IV. LECTURES ET COMMENTAIRES

On peut mettre l'accent sur la nature théâtrale de cette intrique de vaudeville, et (pourquoi pas ?) sur le côté feuilleton de ce roman inattendu, en partie improvisé, mettant en scène des personnages assez singuliers dans leur rôle et des situations assez cocasses. Butscha est un être de papier, né du manuscrit, de Walter Scott, d'un conte d'Hoffmann, et du drame romantique : malicieux, omniprésent, grotesque et sublime, il déjoue les classifications. Et que dire des effets mélodramatiques, comme celui de la mère aveugle mais mieux voyante que personne, qui finit par recouvrer la vue : Desplein y pouvait, venu de La Messe de l'athée. Quant à Canalis il est ici poussé à la caricature ; un traître de mélodrame, d'une fourberie sans nuance, mais d'un bagout, d'un humour, d'une aisance qui font les succès d'un littérateur à Paris. Le personnage résiste mieux ailleurs.
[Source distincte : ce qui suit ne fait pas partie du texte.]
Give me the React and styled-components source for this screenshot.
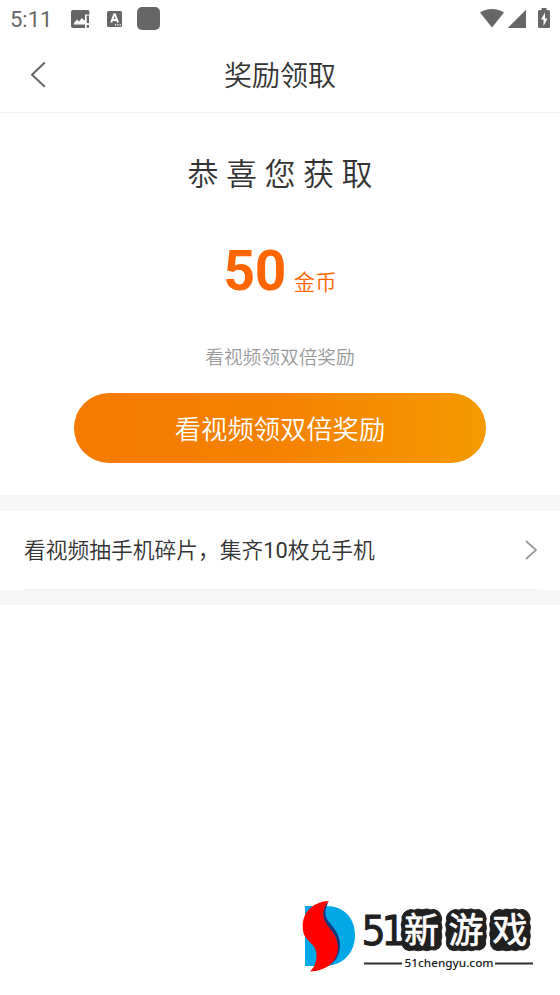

Est-ce pour ces aspects « populaires » que Modeste Mignon, jugé pourtant un chef-d'oeuvre par son auteur au moment même où il l'achève, est resté longtemps une de ces perles négligées – qu'on gagnera aujourd'hui à redécouvrir. Entre la relative bouderie de la critique et l'enthousiasme de l'auteur, c'est au second qu'il convient de faire confiance, même s'est rendu moins fiable du fait d'adresser ainsi un hommage adulateur à la Muse inspiratrice. Grâce à Jean Pommier, à Anne-Marie Meininger, à Maurice Regard, la genèse de ce roman tardif a été mieux comprise, sa place dans la vie de Balzac mieux connue, et des pistes de lecture se sont ouvertes. Aujourd'hui qu'ont été mis à nu ses intertextes goethéens et stendhaliens (Mina de Wanghen), ses origines slaves insoupçonnées, et surtout que l'on est mieux habitué aux « écarts » du roman balzacien, on comprend mieux l'entretissage d'influences, de coïncidences et de connivences qui ont donné le jour à ce roman de la lectrice, qui est aussi un roman de la littérature et, pour partie, un bijou d'art épistolaire.